Westerns could be violent, but this looked like Leone audaciously kicking down one of the remaining rules that governed motion pictures. In his essential book Sergio Leone: Something to do with Death, Christopher Frayling states that Eastwood didn't think Leone's take on violence was a conscious defiance of the old production code rule that a fired gun and the target of its bullet couldn't appear in the same shot. "You had to shoot separately," Eastwood said, "and then show the person fall. And that was always thought sort of stupid, but on television we always did it that way."
"And you see, Sergio never knew that, and so he was tying it up... You see the bullet go off, you see the gun fire, you see the guy fall, and it had never been done this way before."
There had, of course, been violence and sadism in westerns, but Leone's innovation was both a matter of degree and the cool moral distance with which his protagonist, the nameless gunman, observes the violence. The film begins with a fat thug shooting at the feet of a child as he cries for his mother, and ends with the torture of Silvanito, the only kind person Eastwood meets in San Miguel. It's a setup for the final showdown – a duel in two parts where Eastwood finishes off what's left of the Rojos before taking on Ramon. His job done and San Miguel free (for now), he rides off with his saddle bags full of the money that brought him there.
Leone's film famously opened in a single theatre in Florence with no premiere or advertising and somehow garnered enough word of mouth that it ran for months and became a sensation in Italy. Getting it released in North America was made more difficult by the lawsuit brought by Kurosawa and Toho Studios when Yojimbo was conspicuously left out of the film's credits. Leone had received a personal letter from Kurosawa that began "Signor Leone – I have just had the chance to see your film. It is a very fine film, but it is my film..." Leone was so flattered by what he perceived as praise from one of his idols that he couldn't see the legal threat in the letter.
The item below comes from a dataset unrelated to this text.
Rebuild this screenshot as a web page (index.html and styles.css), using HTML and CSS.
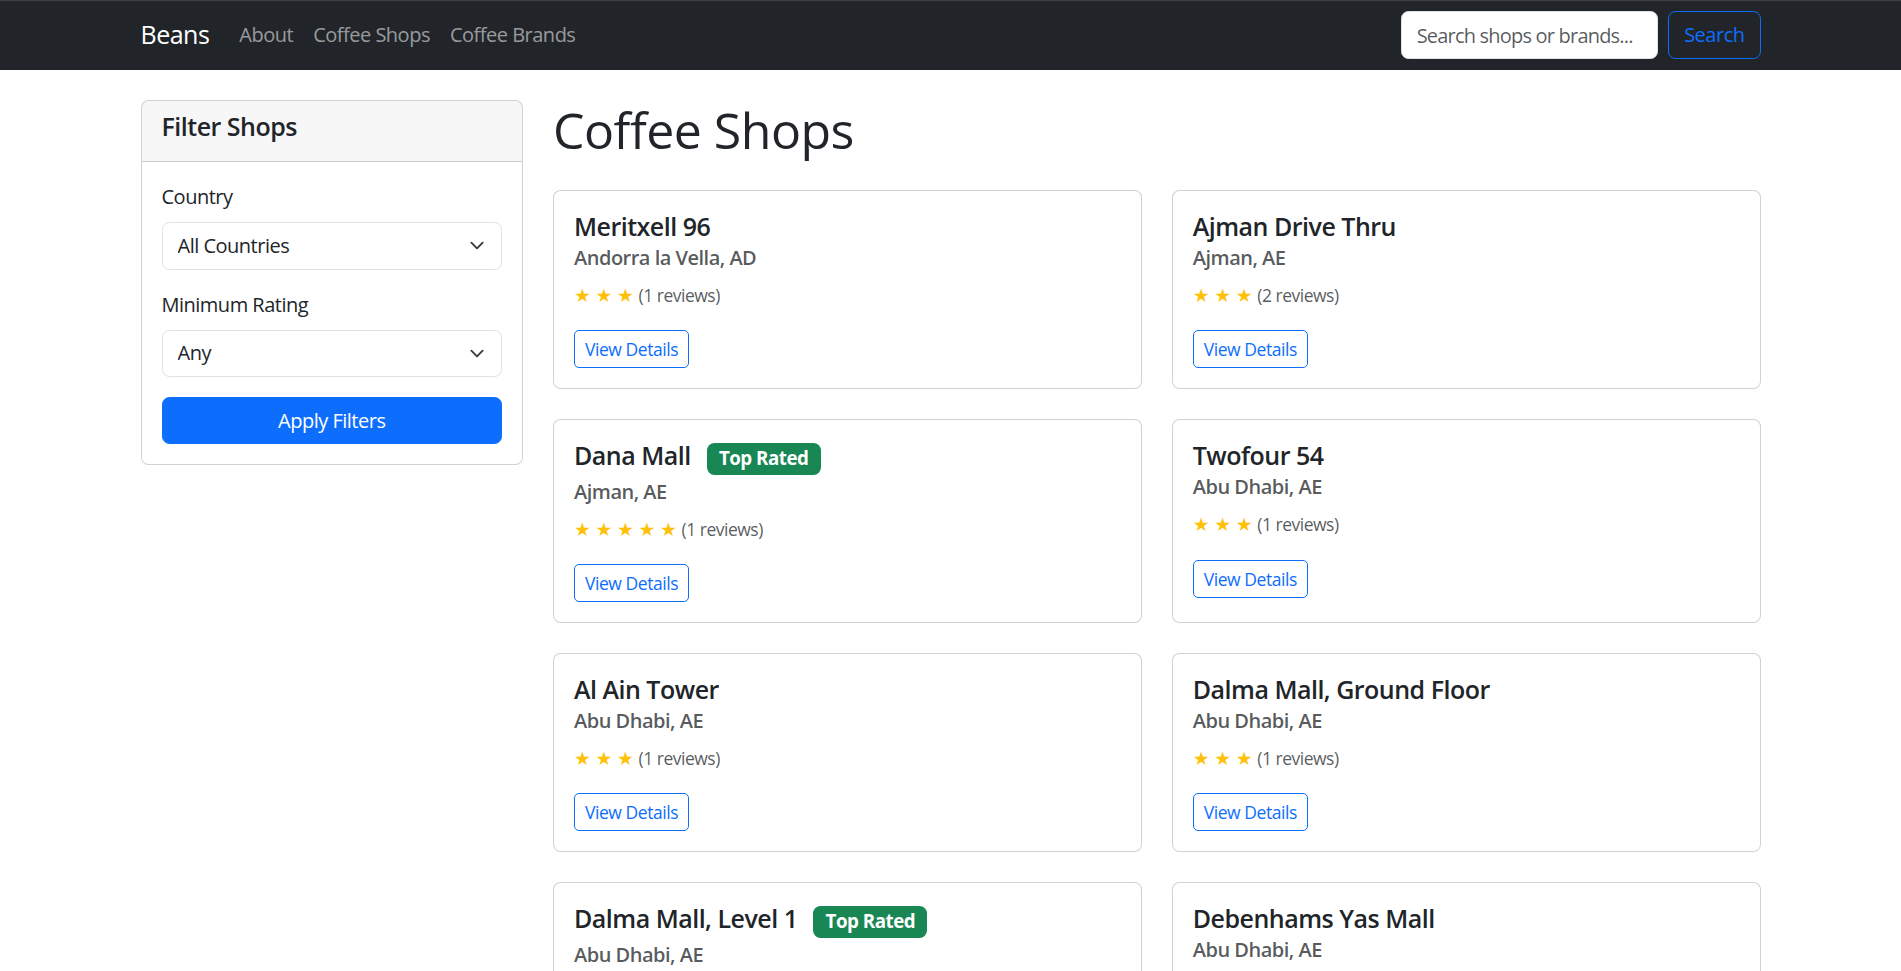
FILE: index.html
```html
<!DOCTYPE html>
<html lang="en">
<head>
<meta charset="utf-8">
<title>Coffee Shops - Beans</title>
<link rel="stylesheet" href="styles.css">
</head>
<body>
<nav class="navbar">
  <div class="container nav-inner">
    <a class="brand" href="#">Beans</a>
    <ul class="nav-links">
      <li><a class="nav-link" href="#">About</a></li>
      <li><a class="nav-link" href="#">Coffee Shops</a></li>
      <li><a class="nav-link" href="#">Coffee Brands</a></li>
    </ul>
    <form class="search-form">
      <input class="form-control search-input" type="search" placeholder="Search shops or brands...">
      <button class="btn btn-outline-primary" type="button">Search</button>
    </form>
  </div>
</nav>

<main class="container page">
  <div class="layout">
    <aside class="card filter-card">
      <div class="card-header"><h5 class="header-title">Filter Shops</h5></div>
      <div class="card-body">
        <div class="field">
          <label class="form-label">Country</label>
          <div class="select-wrap">
            <select class="form-select"><option>All Countries</option></select>
            <svg class="chevron" viewBox="0 0 16 16" width="16" height="12"><path d="M2 5l6 6 6-6" fill="none" stroke="#343a40" stroke-width="2" stroke-linecap="round" stroke-linejoin="round"/></svg>
          </div>
        </div>
        <div class="field">
          <label class="form-label">Minimum Rating</label>
          <div class="select-wrap">
            <select class="form-select"><option>Any</option></select>
            <svg class="chevron" viewBox="0 0 16 16" width="16" height="12"><path d="M2 5l6 6 6-6" fill="none" stroke="#343a40" stroke-width="2" stroke-linecap="round" stroke-linejoin="round"/></svg>
          </div>
        </div>
        <button class="btn btn-primary btn-block" type="button">Apply Filters</button>
      </div>
    </aside>

    <section class="content">
      <h1 class="page-title">Coffee Shops</h1>
      <div class="shop-grid">
        <div class="card shop-card">
          <h5 class="card-title">Meritxell 96</h5>
          <h6 class="card-subtitle">Andorra la Vella, AD</h6>
          <p class="rating"><span class="stars">★ ★ ★</span> <small class="muted">(1 reviews)</small></p>
          <a class="btn btn-sm btn-outline-primary" href="#">View Details</a>
        </div>
        <div class="card shop-card">
          <h5 class="card-title">Ajman Drive Thru</h5>
          <h6 class="card-subtitle">Ajman, AE</h6>
          <p class="rating"><span class="stars">★ ★ ★</span> <small class="muted">(2 reviews)</small></p>
          <a class="btn btn-sm btn-outline-primary" href="#">View Details</a>
        </div>
        <div class="card shop-card">
          <h5 class="card-title">Dana Mall <span class="badge">Top Rated</span></h5>
          <h6 class="card-subtitle">Ajman, AE</h6>
          <p class="rating"><span class="stars">★ ★ ★ ★ ★</span> <small class="muted">(1 reviews)</small></p>
          <a class="btn btn-sm btn-outline-primary" href="#">View Details</a>
        </div>
        <div class="card shop-card">
          <h5 class="card-title">Twofour 54</h5>
          <h6 class="card-subtitle">Abu Dhabi, AE</h6>
          <p class="rating"><span class="stars">★ ★ ★</span> <small class="muted">(1 reviews)</small></p>
          <a class="btn btn-sm btn-outline-primary" href="#">View Details</a>
        </div>
        <div class="card shop-card">
          <h5 class="card-title">Al Ain Tower</h5>
          <h6 class="card-subtitle">Abu Dhabi, AE</h6>
          <p class="rating"><span class="stars">★ ★ ★</span> <small class="muted">(1 reviews)</small></p>
          <a class="btn btn-sm btn-outline-primary" href="#">View Details</a>
        </div>
        <div class="card shop-card">
          <h5 class="card-title">Dalma Mall, Ground Floor</h5>
          <h6 class="card-subtitle">Abu Dhabi, AE</h6>
          <p class="rating"><span class="stars">★ ★ ★</span> <small class="muted">(1 reviews)</small></p>
          <a class="btn btn-sm btn-outline-primary" href="#">View Details</a>
        </div>
        <div class="card shop-card">
          <h5 class="card-title">Dalma Mall, Level 1 <span class="badge">Top Rated</span></h5>
          <h6 class="card-subtitle">Abu Dhabi, AE</h6>
          <p class="rating"><span class="stars">★ ★ ★ ★ ★</span> <small class="muted">(1 reviews)</small></p>
          <a class="btn btn-sm btn-outline-primary" href="#">View Details</a>
        </div>
        <div class="card shop-card">
          <h5 class="card-title">Debenhams Yas Mall</h5>
          <h6 class="card-subtitle">Abu Dhabi, AE</h6>
          <p class="rating"><span class="stars">★ ★ ★</span> <small class="muted">(1 reviews)</small></p>
          <a class="btn btn-sm btn-outline-primary" href="#">View Details</a>
        </div>
      </div>
    </section>
  </div>
</main>
</body>
</html>
```

FILE: styles.css
```css
html {
  zoom: 1.25;
  scrollbar-width: none;
}
html::-webkit-scrollbar { display: none; }

* { box-sizing: border-box; }

body {
  margin: 0;
  font-family: "Open Sans", "Noto Sans", "Liberation Sans", sans-serif;
  font-size: 16px;
  line-height: 1.5;
  letter-spacing: -0.025em;
  color: #212529;
  background: #fff;
}

a { text-decoration: none; }

.container {
  max-width: 1320px;
  margin: 0 auto;
  padding: 0 12px;
}

/* Navbar */
.navbar {
  background: #212529;
  padding: 8px 0;
  box-shadow: inset 0 1px 0 #3a3d42;
}
.nav-inner {
  display: flex;
  align-items: center;
}
.brand {
  color: #fff;
  font-size: 20px;
  padding: 5px 0;
  margin-right: 16px;
  line-height: 1.5;
}
.nav-links {
  display: flex;
  list-style: none;
  margin: 0;
  padding: 0;
}
.nav-link {
  display: block;
  padding: 8px;
  color: rgba(255, 255, 255, 0.55);
  font-size: 16px;
}
.search-form {
  margin-left: auto;
  display: flex;
  gap: 8px;
}
.form-control {
  display: block;
  font-family: inherit;
  font-size: 16px;
  line-height: 1.5;
  letter-spacing: -0.025em;
  padding: 6px 12px;
  color: #212529;
  background: #fff;
  border: 1px solid #dee2e6;
  border-radius: 6px;
  height: 38px;
}
.form-control::placeholder { color: rgba(33, 37, 41, 0.75); }
.search-input { width: 206px; padding-right: 4px; letter-spacing: -0.04em; }

/* Buttons */
.btn {
  display: inline-block;
  font-family: inherit;
  font-size: 16px;
  line-height: 1.5;
  letter-spacing: -0.025em;
  padding: 6px 12px;
  border: 1px solid transparent;
  border-radius: 6px;
  background: transparent;
  text-align: center;
  cursor: pointer;
}
.btn-outline-primary {
  color: #0d6efd;
  border-color: #0d6efd;
}
.btn-primary {
  color: #fff;
  background: #0d6efd;
  border-color: #0d6efd;
}
.btn-block { display: block; width: 100%; }
.btn-sm {
  font-size: 14px;
  padding: 4px 8px;
  border-radius: 4px;
}

/* Layout */
.page { margin-top: 24px; }
.layout {
  display: grid;
  grid-template-columns: 306px 1fr;
  column-gap: 24px;
  align-items: start;
}

/* Cards */
.card {
  background: #fff;
  border: 1px solid rgba(0, 0, 0, 0.175);
  border-radius: 6px;
}
.card-header {
  padding: 8px 16px;
  background: rgba(0, 0, 0, 0.03);
  border-bottom: 1px solid rgba(0, 0, 0, 0.175);
  border-radius: 5px 5px 0 0;
}
.header-title {
  margin: 0 0 8px;
  font-size: 20px;
  font-weight: 600;
  line-height: 1.2;
}
.card-body { padding: 16px; }
.field { margin-bottom: 16px; }
.form-label {
  display: inline-block;
  margin-bottom: 8px;
}
.select-wrap { position: relative; }
.form-select {
  display: block;
  width: 100%;
  height: 38px;
  appearance: none;
  -webkit-appearance: none;
  font-family: inherit;
  font-size: 16px;
  line-height: 1.5;
  letter-spacing: -0.025em;
  color: #212529;
  background: #fff;
  padding: 6px 36px 6px 12px;
  border: 1px solid #dee2e6;
  border-radius: 6px;
}
.chevron {
  position: absolute;
  right: 12px;
  top: 13px;
  pointer-events: none;
}

/* Content */
.page-title {
  margin: 0 0 24px;
  font-size: 40px;
  font-weight: 500;
  line-height: 1.2;
}
.shop-grid {
  display: grid;
  grid-template-columns: 1fr 1fr;
  gap: 24px;
}
.shop-card {
  padding: 16px;
}
.card-title {
  margin: 0 0 8px;
  font-size: 20px;
  font-weight: 600;
  line-height: 1.2;
}
.card-subtitle {
  margin: -4px 0 8px;
  font-size: 16px;
  font-weight: 600;
  line-height: 1.2;
  color: rgba(33, 37, 41, 0.75);
}
.rating {
  margin: 0 0 16px;
}
.stars {
  color: #ffc107;
  font-family: "DejaVu Sans", sans-serif;
  font-size: 15px;
  letter-spacing: 0;
  word-spacing: -1px;
}
.muted {
  font-size: 14px;
  color: rgba(33, 37, 41, 0.75);
}
.badge {
  display: inline-block;
  margin-left: 8px;
  padding: 0.35em 0.65em;
  font-size: 0.75em;
  font-weight: 700;
  line-height: 1;
  color: #fff;
  background: #198754;
  border-radius: 6px;
  vertical-align: baseline;
}
```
In the meantime Eastwood, back at work on Rawhide, read a story in Variety about the surprising success of a film called A Fistful of Dollars in Italy, but since no one had told him that the title of the picture had been changed from The Magnificent Stranger, he took no notice. "The production hadn't bothered to write to me since I left," he remembered, "to say thank you or go screw yourself or whatever."
The other shoe wouldn't drop until near the end of the year, when Variety's Rome correspondent wrote about the film after it had its belated official premiere at the city's Supercinema. He described a "crackerjack western" made by an international cast "with James Bondian vigour", and noted the performance of its lead, Clint Eastwood, whose performance shaped "a character strong enough to beg a sequel." Perhaps there would be life after Rawhide after all.